Why so ho-hum? For one thing, there’s almost no budget. The world’s principal supplier of space weather information, the Space Weather Prediction Center (SWPC), operated by NOAA, has what was referred to as an “unstable budget of $6 to $7 million per year.” True, the SWPC shares resources with NASA and also the Air Force Weather Agency (AFWA), but still, given the stakes involved, it’s a piddling amount. The deeper reason, one suspects, is that we have not really gotten whacked yet, not hard like the way an 1859 or 1921 storm would, in the Internet Age, be the glitch to end all glitches, and perhaps even to end any memory of what a computer glitch ever was.

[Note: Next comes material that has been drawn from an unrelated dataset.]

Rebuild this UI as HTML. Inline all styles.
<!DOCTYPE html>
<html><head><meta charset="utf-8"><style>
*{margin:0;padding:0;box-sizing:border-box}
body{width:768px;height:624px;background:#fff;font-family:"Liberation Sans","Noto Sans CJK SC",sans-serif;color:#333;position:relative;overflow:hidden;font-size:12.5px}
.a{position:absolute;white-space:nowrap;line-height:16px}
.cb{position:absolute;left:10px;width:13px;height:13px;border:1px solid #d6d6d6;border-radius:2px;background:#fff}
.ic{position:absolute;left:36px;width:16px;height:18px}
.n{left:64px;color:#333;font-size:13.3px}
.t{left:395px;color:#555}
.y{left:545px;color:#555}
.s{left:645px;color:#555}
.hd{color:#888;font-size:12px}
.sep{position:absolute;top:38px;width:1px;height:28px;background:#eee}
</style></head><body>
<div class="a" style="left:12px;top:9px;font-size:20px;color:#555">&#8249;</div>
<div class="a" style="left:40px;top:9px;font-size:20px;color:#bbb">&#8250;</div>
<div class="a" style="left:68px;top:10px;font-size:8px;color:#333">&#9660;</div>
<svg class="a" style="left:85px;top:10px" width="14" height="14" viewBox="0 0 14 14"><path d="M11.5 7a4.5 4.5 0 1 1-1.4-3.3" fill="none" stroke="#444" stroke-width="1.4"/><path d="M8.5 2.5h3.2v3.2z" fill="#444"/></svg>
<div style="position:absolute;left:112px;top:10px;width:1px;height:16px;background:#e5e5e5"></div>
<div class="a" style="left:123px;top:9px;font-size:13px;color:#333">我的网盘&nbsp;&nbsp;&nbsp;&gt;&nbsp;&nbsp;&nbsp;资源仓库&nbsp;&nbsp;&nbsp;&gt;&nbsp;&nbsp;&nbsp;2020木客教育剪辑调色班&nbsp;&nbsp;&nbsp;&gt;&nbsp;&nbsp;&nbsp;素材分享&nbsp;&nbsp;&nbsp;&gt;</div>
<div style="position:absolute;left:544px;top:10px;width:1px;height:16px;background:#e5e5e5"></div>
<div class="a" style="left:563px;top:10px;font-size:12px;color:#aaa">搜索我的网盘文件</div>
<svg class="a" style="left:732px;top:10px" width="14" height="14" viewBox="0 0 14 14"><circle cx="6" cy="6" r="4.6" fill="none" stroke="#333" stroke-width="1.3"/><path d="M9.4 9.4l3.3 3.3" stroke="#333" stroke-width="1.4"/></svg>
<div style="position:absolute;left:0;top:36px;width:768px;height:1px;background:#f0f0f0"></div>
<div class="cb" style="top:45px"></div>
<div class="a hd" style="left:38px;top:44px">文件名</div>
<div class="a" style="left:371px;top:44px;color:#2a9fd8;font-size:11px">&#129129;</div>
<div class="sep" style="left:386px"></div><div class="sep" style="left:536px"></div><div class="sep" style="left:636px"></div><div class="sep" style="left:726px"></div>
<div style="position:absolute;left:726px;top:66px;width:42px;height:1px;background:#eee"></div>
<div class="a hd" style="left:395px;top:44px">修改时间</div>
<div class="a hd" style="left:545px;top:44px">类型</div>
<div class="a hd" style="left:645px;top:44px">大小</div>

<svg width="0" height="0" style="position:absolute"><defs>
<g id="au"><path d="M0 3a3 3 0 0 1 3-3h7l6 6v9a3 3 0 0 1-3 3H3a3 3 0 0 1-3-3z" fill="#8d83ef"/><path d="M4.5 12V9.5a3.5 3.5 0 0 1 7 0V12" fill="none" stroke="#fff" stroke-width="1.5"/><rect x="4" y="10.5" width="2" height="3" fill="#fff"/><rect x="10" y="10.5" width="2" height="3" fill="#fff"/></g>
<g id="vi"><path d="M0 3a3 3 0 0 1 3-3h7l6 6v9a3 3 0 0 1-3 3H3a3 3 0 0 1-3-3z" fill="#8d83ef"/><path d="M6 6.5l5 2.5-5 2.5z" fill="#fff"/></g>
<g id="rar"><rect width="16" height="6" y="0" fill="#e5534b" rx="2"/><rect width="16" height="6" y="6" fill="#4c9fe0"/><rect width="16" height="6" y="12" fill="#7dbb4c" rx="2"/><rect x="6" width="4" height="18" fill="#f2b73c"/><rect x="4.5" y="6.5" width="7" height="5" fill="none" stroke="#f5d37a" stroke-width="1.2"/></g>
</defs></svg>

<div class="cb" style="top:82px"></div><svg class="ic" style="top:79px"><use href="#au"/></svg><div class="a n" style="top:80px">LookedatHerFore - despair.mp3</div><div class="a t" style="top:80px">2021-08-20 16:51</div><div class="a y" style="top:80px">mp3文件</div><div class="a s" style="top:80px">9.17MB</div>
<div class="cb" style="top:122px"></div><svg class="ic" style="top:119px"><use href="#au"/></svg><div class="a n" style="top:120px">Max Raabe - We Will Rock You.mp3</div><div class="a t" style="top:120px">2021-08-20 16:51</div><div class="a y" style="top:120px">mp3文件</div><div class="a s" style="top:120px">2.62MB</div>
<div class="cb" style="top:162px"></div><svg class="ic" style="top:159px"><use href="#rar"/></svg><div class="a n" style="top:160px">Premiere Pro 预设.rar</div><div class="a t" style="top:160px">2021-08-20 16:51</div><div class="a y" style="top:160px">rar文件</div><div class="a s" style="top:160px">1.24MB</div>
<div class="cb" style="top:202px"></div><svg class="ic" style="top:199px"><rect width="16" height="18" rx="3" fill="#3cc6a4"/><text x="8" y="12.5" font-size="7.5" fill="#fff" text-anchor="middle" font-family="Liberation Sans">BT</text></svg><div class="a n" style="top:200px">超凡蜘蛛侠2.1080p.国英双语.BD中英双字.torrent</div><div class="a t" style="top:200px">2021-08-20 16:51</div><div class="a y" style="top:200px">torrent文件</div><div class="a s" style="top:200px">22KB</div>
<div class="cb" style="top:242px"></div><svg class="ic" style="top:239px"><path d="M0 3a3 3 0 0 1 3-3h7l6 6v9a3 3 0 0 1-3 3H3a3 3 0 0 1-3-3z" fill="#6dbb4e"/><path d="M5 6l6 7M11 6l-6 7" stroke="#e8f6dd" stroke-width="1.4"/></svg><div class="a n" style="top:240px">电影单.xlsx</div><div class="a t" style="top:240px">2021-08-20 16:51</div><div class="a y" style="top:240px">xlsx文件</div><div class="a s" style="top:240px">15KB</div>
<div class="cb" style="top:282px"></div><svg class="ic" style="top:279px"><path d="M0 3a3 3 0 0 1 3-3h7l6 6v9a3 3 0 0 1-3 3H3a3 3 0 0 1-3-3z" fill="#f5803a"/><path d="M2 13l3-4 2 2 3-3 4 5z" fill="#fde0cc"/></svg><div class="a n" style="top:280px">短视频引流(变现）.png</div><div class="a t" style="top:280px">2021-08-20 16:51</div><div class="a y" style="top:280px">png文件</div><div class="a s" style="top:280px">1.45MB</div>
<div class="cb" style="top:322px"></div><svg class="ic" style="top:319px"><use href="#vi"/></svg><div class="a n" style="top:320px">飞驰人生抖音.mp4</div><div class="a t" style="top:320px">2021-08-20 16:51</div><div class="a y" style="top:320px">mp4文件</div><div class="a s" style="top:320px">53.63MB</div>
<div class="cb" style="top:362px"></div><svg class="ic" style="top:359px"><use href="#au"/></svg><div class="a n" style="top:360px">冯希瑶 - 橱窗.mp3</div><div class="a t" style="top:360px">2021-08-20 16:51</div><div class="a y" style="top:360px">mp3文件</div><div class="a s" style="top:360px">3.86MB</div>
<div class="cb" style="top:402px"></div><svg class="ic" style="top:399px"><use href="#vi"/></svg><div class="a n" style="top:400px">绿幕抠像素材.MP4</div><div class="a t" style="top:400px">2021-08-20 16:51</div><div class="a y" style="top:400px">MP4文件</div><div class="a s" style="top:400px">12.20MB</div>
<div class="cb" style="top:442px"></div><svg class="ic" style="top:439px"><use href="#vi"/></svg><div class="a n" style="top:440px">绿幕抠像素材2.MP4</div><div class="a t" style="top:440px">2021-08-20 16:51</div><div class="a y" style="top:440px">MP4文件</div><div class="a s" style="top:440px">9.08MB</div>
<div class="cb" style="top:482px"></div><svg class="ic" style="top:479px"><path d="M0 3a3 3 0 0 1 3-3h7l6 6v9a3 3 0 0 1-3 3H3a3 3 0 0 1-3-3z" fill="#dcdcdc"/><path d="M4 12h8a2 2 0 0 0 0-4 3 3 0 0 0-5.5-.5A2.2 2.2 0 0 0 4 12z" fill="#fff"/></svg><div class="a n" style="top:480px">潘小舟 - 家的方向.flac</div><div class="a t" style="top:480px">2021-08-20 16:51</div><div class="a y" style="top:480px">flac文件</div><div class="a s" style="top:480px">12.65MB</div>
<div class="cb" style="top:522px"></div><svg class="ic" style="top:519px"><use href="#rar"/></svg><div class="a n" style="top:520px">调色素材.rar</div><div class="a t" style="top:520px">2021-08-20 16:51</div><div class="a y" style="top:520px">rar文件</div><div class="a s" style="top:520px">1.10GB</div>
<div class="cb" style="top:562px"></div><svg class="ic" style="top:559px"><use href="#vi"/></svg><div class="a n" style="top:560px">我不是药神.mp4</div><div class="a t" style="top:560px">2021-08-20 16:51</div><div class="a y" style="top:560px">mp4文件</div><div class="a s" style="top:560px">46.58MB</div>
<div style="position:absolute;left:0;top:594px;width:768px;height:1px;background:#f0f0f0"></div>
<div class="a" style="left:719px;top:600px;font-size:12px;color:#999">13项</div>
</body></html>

“It was lamented that, in the eyes of the public and policy communities, severe space weather lacks salience as a problem; it is very difficult to inspire non-specialists to prepare for a potential crisis that has never happened before, and may not happen for decades to come. Attention is inevitably drawn toward higher-frequency risks and immediate problems,” says the National Academy’s report. Damn those credit default swaps! Non sequitur? Not really.

Founded by President Abraham Lincoln during the height of the Civil War, the National Academy of Sciences serves as America’s, and indeed often the world’s, highest court of scientific opinion. There seems little doubt that the compelling evidence presented in the National Academy of Sciences’ report would, at almost any other time, have had a real chance of heightening awareness of and funding for protective space weather research, and perhaps also mitigation programs to harden and defend the power grid, satellite system, and other vital assets vulnerable to solar predations.

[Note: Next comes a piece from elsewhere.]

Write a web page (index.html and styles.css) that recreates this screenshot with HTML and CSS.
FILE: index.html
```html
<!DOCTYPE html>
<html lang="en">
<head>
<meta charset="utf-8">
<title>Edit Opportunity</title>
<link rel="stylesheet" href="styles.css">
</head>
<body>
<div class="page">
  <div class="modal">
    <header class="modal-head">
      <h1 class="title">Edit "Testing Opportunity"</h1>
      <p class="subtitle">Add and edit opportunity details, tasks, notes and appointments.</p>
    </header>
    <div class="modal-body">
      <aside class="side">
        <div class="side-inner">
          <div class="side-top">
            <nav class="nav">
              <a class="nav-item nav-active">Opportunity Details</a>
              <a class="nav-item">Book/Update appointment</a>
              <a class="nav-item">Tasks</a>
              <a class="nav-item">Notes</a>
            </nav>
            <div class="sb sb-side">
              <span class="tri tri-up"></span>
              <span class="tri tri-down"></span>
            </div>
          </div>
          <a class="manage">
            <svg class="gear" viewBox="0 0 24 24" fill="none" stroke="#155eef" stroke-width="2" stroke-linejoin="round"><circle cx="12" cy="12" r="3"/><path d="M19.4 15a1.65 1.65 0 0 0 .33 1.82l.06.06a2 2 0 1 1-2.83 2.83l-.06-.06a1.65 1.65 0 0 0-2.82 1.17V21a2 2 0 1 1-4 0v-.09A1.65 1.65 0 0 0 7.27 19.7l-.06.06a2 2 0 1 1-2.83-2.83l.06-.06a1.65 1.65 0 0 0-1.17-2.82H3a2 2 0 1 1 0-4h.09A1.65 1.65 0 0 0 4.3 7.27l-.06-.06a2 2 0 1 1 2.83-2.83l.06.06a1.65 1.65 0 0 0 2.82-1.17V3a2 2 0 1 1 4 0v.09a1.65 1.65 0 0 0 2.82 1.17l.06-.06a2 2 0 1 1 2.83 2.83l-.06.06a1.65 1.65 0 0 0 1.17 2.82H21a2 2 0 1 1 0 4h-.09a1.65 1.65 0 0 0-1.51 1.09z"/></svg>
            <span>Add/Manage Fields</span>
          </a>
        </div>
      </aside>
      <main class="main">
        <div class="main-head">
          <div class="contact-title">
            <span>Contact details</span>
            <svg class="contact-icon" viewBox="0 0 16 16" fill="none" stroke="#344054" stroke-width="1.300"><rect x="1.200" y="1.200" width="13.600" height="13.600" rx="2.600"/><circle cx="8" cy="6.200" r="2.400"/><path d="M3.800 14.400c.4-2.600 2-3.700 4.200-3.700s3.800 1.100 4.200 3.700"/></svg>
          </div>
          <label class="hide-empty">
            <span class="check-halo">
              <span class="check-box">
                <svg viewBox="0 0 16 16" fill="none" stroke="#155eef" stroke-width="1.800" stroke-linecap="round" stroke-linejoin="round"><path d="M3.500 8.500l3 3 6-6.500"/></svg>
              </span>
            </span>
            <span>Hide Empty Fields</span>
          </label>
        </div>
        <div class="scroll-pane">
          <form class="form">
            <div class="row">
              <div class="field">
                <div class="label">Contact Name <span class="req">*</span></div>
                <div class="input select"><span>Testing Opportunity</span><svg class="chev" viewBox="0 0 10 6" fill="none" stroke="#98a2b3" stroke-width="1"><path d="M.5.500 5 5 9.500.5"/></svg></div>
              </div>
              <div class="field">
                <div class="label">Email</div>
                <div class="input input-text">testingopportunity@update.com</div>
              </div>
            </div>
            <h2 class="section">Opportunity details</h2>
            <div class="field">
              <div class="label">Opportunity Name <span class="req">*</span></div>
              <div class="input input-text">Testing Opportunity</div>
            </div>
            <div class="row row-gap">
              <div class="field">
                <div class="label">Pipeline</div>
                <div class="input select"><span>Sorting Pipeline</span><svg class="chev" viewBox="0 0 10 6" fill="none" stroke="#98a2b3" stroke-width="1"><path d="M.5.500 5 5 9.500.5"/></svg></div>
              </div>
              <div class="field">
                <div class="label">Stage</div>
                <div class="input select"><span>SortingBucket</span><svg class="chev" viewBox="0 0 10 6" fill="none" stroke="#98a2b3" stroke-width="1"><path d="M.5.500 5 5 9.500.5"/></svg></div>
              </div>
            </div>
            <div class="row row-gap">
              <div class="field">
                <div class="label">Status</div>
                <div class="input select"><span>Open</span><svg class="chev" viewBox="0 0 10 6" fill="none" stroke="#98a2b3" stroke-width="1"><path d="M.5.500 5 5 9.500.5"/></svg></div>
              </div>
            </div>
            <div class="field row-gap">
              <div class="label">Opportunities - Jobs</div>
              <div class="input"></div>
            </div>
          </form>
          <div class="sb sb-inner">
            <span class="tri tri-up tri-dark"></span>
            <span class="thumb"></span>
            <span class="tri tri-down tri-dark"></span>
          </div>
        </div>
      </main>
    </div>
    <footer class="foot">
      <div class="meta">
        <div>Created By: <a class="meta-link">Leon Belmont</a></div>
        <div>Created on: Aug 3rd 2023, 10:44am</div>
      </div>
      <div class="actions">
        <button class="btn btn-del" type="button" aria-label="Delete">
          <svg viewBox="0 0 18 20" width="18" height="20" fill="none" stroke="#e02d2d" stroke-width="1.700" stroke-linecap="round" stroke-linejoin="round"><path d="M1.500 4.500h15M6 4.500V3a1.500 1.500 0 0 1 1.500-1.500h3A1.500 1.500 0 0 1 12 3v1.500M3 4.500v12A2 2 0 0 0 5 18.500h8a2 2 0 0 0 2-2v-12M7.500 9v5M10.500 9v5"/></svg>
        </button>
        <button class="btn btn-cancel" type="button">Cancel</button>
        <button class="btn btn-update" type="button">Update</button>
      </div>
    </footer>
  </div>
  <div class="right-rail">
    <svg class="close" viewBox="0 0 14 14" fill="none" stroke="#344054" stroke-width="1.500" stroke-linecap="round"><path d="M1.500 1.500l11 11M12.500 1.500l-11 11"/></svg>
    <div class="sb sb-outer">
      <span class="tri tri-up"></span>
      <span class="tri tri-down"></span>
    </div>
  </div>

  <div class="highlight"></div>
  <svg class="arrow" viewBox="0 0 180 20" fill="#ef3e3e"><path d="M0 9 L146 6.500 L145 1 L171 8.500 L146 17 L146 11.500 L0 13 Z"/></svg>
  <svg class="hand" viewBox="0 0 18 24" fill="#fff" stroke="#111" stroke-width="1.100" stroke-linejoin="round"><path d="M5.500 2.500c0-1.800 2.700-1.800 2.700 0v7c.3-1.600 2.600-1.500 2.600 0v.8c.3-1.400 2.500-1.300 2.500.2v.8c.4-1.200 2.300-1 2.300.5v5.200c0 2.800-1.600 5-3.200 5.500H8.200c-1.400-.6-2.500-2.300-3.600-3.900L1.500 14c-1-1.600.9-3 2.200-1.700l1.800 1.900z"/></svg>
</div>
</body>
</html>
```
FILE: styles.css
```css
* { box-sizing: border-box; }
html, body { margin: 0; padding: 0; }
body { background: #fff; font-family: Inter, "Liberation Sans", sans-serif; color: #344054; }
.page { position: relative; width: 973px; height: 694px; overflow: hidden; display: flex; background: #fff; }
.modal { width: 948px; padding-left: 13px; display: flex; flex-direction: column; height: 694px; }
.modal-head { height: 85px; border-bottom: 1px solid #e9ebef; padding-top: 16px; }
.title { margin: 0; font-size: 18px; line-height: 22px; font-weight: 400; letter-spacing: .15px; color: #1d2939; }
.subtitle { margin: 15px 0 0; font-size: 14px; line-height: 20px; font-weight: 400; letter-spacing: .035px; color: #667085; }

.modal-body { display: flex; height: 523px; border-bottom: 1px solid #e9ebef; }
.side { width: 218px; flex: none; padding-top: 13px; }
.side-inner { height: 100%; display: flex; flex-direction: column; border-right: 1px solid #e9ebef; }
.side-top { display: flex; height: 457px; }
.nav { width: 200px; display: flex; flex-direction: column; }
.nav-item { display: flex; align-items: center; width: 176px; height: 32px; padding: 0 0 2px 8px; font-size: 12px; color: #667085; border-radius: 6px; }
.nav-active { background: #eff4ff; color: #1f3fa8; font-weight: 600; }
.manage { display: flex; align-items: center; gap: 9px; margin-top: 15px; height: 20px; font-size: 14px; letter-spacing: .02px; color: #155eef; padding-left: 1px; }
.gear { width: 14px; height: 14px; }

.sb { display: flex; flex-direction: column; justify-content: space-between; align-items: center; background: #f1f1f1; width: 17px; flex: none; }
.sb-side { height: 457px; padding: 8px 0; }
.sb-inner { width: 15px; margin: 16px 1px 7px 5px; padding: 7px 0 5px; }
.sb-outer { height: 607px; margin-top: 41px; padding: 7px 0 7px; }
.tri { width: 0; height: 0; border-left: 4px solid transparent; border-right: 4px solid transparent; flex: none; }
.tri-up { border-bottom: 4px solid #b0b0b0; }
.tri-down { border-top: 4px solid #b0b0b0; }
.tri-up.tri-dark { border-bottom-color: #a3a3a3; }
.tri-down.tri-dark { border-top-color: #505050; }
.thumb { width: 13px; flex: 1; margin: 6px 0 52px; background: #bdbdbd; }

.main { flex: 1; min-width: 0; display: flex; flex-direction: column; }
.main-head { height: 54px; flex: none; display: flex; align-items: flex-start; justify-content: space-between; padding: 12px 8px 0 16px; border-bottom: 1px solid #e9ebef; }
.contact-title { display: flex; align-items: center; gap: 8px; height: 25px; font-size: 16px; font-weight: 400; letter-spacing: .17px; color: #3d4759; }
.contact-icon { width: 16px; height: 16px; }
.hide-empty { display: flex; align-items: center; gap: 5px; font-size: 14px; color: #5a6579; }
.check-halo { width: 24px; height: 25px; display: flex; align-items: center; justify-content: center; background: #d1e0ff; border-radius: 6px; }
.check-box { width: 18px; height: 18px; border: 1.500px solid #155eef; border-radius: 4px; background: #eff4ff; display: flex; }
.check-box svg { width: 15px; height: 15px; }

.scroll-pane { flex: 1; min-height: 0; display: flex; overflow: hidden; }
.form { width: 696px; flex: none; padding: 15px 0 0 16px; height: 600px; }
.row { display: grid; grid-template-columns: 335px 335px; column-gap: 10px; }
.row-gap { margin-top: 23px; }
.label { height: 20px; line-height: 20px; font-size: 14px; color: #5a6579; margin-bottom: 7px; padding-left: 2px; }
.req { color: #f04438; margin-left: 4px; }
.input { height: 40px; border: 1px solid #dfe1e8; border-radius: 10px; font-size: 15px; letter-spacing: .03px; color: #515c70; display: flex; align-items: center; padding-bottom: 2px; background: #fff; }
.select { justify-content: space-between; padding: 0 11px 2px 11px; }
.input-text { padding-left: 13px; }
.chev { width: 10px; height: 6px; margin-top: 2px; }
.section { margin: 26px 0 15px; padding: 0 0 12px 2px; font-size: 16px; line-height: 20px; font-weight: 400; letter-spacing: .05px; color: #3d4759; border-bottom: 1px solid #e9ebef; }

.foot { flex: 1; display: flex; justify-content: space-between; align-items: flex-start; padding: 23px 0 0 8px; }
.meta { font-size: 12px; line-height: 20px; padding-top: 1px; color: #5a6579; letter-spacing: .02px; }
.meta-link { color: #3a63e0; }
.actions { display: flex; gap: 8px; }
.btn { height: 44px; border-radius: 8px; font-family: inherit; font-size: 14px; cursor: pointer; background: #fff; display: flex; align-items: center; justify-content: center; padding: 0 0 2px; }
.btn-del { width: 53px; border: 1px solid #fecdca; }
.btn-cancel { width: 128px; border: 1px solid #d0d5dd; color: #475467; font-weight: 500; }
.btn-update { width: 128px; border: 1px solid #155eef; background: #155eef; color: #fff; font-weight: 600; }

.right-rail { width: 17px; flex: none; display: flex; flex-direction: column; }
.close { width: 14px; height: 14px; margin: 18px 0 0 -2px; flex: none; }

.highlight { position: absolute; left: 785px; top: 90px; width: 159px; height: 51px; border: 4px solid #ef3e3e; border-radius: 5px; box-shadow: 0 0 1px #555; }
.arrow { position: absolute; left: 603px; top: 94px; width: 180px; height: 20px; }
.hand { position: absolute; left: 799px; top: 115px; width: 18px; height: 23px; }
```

But between the time the workshop was held in May 2008 and the proceedings were published later that December, Wall Street fell through the floor, sucking a trillion or two tax dollars down with it. The economic crisis was so sudden and severe that the public and their legislators seemed to get “crisis overload,” relegating all other matters, regardless of how urgent, to the back burner. True, the federal government’s stimulus program could have shoveled some funds to space weather protection services, but it appears that the emergency monies directed toward NOAA and NASA have gone to other programs instead.

The greatest peril posed by the credit-crunch stock market crash that began in September 2008 and the subsequent Herculean investments made to defibrillate the global economy is that it fixates us on what’s most urgent instead of what’s most important. During crisis times, it seems that the future had damn well better take care of itself.

Deep Solar Minimum

On its face, the decision to forego funding space weather expansion in 2009 was a calculated risk. One the one hand, the Sun has been unusually active over the past few decades, with numerous aberrant events.

“Since the Space Age began in the 1950s, solar activity has been generally high. Five of the most intense solar cycles on record have occurred in the last fifty years,” said solar physicist David Hathaway, a veteran Sun watcher from NASA’s Marshall Space Flight Center in Huntsville, Alabama.

However, the period from 2008 through much of 2009 saw a sharp fall-off in solar activity. The simplest and most common way to gauge solar activity is by sunspots, which astronomers in China have counted for the past two thousand years; actual drawings of sunspots made by Galileo are kept in the Vatican archives. Sunspots are planet-sized magnetic storms on the surface of the Sun. They are the source of CMEs, such as the one that caused the Carrington event, as well as the source of most solar flares and intermittent blasts of ultraviolet radiation. By this measure, 2008 was virtually dormant; almost three-quarters of its days in 2008 had no sunspots. One had to go back to 1913 to find a less active Sun. During the first quarter of 2009, almost 90 percent of the days were sunspot-less, a historic low.

“We’re just not used to this kind of deep calm. This is the quietest Sun we have seen in almost a century,” adds Hathaway.

Was the Sun finally cooling its jets? Radiowave emissions had dropped to their lowest levels in half a century, perhaps indicating a weakening of Old Sol’s magnetic field. This would jibe with the fact that the solar minimum of 2008-2009 also saw a record low in solar wind pressure, the lowest since measurements began to be made in the 1960s. Solar wind is composed of elementary particles such as protons and electrons; the fewer the particles, the lower the pressure. Measurements from Ulysses, a NASA solar research satellite, further indicated that the Sun’s brightness, known as solar irradiance, had hit a twelve-year low; visible wavelengths had declined by 0.2 percent since the solar minimum of 1996, with ultraviolet wavelengths plummeting 6 percent.

With a calming Sun, who could blame embattled policy makers trying to fight off an economic depression for gambling that the next climax will be less of a bang than a whimper? The solar minimum of 2008-2009 was so low that on September 22, 2008, NASA held a special teleconference on the subject. A panel of experts presented and assessed the data concerning these anomalous solar conditions. Sadly, there were no climatologists on the NASA panel, and none of the members would comment on the implications of this change in solar wind for the Earth’s well-being. But clearly, a reduction in the power of the coming 2012 climax would be welcome relief. So the question on everyone’s mind was, is this a trend, or a blip?

“Usually after a long, low solar minimum, the following maximum is steep and intense,” said Karine Issaultier, a solar physicist with l’Observatoire de Paris, Meudon, who was one of the panelists in the NASA teleconference. When I called Issaultier in France several days later, she expounded on her misgivings. “This solar minimum does not fit the classical model,” said Issaultier. She explained that the 2008-2009 solar minimum, though lacking in sunspots, is otherwise surprisingly active, with immense streamers and prominences decorating much of the face of the sun. “I don’t know why they are so large,” she said.

The day after we spoke, the largest solar prominence in years, ten times the size of Earth, erupted magnificently.